→ **Set problem**
Transcribe the data in full and exactly, omitting any pictures.

→ **Collected material**
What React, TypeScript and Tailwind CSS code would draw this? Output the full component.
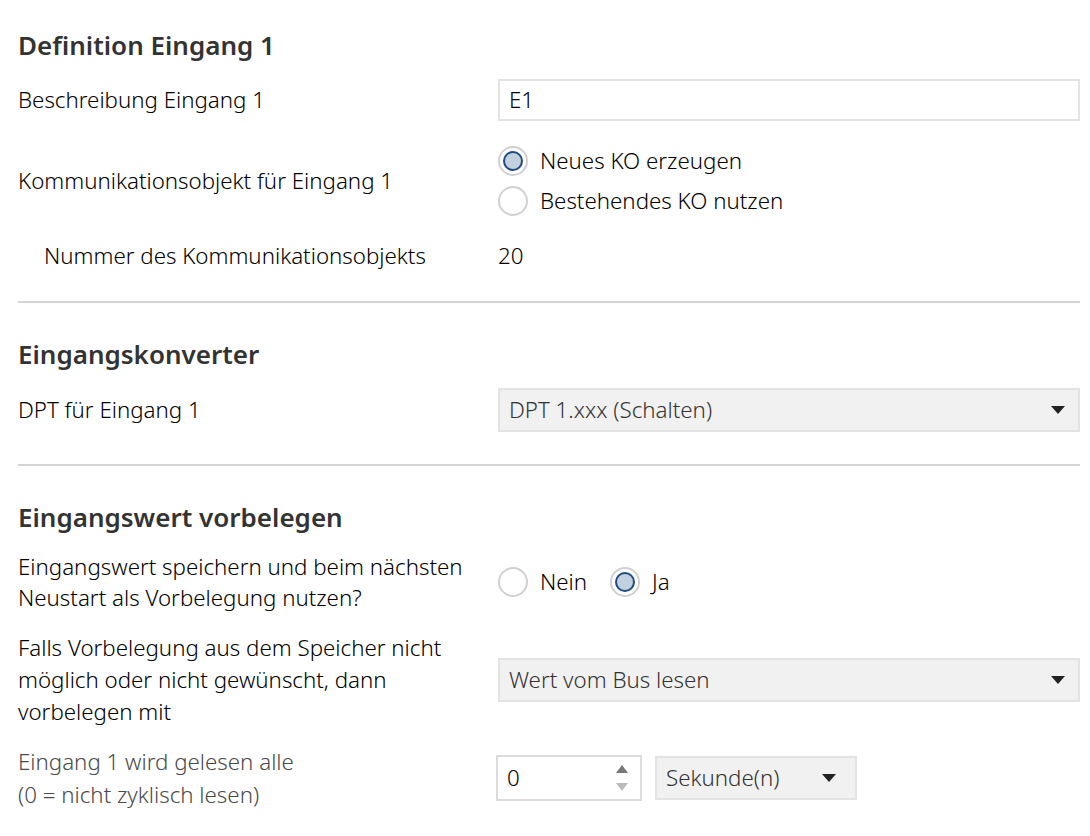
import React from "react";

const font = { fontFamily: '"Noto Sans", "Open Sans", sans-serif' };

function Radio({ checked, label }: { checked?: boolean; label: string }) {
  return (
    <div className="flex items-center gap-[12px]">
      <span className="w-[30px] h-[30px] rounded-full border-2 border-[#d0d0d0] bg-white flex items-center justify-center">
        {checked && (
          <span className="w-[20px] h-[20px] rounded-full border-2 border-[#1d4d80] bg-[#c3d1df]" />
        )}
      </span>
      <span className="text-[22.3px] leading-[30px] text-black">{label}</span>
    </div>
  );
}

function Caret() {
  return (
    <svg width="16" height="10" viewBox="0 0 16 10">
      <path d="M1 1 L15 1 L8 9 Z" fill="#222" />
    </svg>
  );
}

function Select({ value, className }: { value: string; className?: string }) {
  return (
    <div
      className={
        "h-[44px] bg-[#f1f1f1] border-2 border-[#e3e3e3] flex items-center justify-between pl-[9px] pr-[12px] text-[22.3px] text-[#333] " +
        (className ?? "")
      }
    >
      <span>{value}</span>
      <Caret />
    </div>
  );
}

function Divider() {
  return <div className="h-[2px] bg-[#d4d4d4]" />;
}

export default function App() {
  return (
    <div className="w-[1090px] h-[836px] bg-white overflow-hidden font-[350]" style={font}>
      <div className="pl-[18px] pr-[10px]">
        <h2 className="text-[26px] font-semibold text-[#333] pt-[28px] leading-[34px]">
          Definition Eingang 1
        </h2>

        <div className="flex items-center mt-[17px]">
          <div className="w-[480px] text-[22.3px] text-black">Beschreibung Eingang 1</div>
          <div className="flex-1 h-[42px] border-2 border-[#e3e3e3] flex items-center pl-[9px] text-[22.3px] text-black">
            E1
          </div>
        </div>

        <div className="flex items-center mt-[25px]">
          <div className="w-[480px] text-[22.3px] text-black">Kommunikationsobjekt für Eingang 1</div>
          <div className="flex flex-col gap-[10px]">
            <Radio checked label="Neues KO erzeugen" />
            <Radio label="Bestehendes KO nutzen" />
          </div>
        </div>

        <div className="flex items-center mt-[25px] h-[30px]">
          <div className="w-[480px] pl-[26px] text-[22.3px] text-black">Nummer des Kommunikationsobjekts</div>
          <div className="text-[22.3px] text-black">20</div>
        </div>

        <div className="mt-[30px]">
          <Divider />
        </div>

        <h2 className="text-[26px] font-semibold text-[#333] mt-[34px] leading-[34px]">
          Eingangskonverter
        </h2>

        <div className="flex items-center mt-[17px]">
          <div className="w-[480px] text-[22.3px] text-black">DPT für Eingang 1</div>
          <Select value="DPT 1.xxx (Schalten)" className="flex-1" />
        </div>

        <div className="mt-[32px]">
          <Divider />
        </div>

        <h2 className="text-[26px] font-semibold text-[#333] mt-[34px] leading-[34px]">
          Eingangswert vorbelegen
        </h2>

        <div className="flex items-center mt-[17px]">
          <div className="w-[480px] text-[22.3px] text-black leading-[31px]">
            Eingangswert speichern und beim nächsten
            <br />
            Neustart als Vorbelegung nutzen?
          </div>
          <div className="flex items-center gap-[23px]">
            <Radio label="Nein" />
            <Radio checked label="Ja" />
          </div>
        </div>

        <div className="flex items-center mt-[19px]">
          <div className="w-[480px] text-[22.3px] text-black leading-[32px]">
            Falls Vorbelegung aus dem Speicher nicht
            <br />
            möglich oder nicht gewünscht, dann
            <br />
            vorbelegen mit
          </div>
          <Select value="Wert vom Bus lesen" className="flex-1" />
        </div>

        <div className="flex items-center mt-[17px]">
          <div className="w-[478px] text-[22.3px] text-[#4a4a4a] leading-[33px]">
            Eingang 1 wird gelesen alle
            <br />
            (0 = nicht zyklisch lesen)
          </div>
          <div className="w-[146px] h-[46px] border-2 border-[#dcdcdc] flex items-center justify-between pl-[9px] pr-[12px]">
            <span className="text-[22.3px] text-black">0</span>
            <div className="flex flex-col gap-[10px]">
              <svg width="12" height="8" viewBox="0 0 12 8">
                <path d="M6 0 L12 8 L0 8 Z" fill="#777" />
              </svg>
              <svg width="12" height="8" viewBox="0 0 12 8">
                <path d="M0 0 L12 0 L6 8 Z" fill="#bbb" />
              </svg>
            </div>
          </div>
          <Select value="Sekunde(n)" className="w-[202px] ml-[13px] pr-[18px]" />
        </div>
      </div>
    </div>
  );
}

→ **Result below**
What React, TypeScript and Tailwind CSS code would draw this? Output the full component.
import React from "react";

const font = { fontFamily: '"Noto Sans", "Open Sans", sans-serif' };

function Radio({ checked, label }: { checked?: boolean; label: string }) {
  return (
    <div className="flex items-center gap-[12px]">
      <span className="w-[30px] h-[30px] rounded-full border-2 border-[#d0d0d0] bg-white flex items-center justify-center">
        {checked && (
          <span className="w-[20px] h-[20px] rounded-full border-2 border-[#1d4d80] bg-[#c3d1df]" />
        )}
      </span>
      <span className="text-[22.3px] leading-[30px] text-black">{label}</span>
    </div>
  );
}

function Caret() {
  return (
    <svg width="16" height="10" viewBox="0 0 16 10">
      <path d="M1 1 L15 1 L8 9 Z" fill="#222" />
    </svg>
  );
}

function Select({ value, className }: { value: string; className?: string }) {
  return (
    <div
      className={
        "h-[44px] bg-[#f1f1f1] border-2 border-[#e3e3e3] flex items-center justify-between pl-[9px] pr-[12px] text-[22.3px] text-[#333] " +
        (className ?? "")
      }
    >
      <span>{value}</span>
      <Caret />
    </div>
  );
}

function Divider() {
  return <div className="h-[2px] bg-[#d4d4d4]" />;
}

export default function App() {
  return (
    <div className="w-[1090px] h-[836px] bg-white overflow-hidden font-[350]" style={font}>
      <div className="pl-[18px] pr-[10px]">
        <h2 className="text-[26px] font-semibold text-[#333] pt-[28px] leading-[34px]">
          Definition Eingang 1
        </h2>

        <div className="flex items-center mt-[17px]">
          <div className="w-[480px] text-[22.3px] text-black">Beschreibung Eingang 1</div>
          <div className="flex-1 h-[42px] border-2 border-[#e3e3e3] flex items-center pl-[9px] text-[22.3px] text-black">
            E1
          </div>
        </div>

        <div className="flex items-center mt-[25px]">
          <div className="w-[480px] text-[22.3px] text-black">Kommunikationsobjekt für Eingang 1</div>
          <div className="flex flex-col gap-[10px]">
            <Radio checked label="Neues KO erzeugen" />
            <Radio label="Bestehendes KO nutzen" />
          </div>
        </div>

        <div className="flex items-center mt-[25px] h-[30px]">
          <div className="w-[480px] pl-[26px] text-[22.3px] text-black">Nummer des Kommunikationsobjekts</div>
          <div className="text-[22.3px] text-black">20</div>
        </div>

        <div className="mt-[30px]">
          <Divider />
        </div>

        <h2 className="text-[26px] font-semibold text-[#333] mt-[34px] leading-[34px]">
          Eingangskonverter
        </h2>

        <div className="flex items-center mt-[17px]">
          <div className="w-[480px] text-[22.3px] text-black">DPT für Eingang 1</div>
          <Select value="DPT 1.xxx (Schalten)" className="flex-1" />
        </div>

        <div className="mt-[32px]">
          <Divider />
        </div>

        <h2 className="text-[26px] font-semibold text-[#333] mt-[34px] leading-[34px]">
          Eingangswert vorbelegen
        </h2>

        <div className="flex items-center mt-[17px]">
          <div className="w-[480px] text-[22.3px] text-black leading-[31px]">
            Eingangswert speichern und beim nächsten
            <br />
            Neustart als Vorbelegung nutzen?
          </div>
          <div className="flex items-center gap-[23px]">
            <Radio label="Nein" />
            <Radio checked label="Ja" />
          </div>
        </div>

        <div className="flex items-center mt-[19px]">
          <div className="w-[480px] text-[22.3px] text-black leading-[32px]">
            Falls Vorbelegung aus dem Speicher nicht
            <br />
            möglich oder nicht gewünscht, dann
            <br />
            vorbelegen mit
          </div>
          <Select value="Wert vom Bus lesen" className="flex-1" />
        </div>

        <div className="flex items-center mt-[17px]">
          <div className="w-[478px] text-[22.3px] text-[#4a4a4a] leading-[33px]">
            Eingang 1 wird gelesen alle
            <br />
            (0 = nicht zyklisch lesen)
          </div>
          <div className="w-[146px] h-[46px] border-2 border-[#dcdcdc] flex items-center justify-between pl-[9px] pr-[12px]">
            <span className="text-[22.3px] text-black">0</span>
            <div className="flex flex-col gap-[10px]">
              <svg width="12" height="8" viewBox="0 0 12 8">
                <path d="M6 0 L12 8 L0 8 Z" fill="#777" />
              </svg>
              <svg width="12" height="8" viewBox="0 0 12 8">
                <path d="M0 0 L12 0 L6 8 Z" fill="#bbb" />
              </svg>
            </div>
          </div>
          <Select value="Sekunde(n)" className="w-[202px] ml-[13px] pr-[18px]" />
        </div>
      </div>
    </div>
  );
}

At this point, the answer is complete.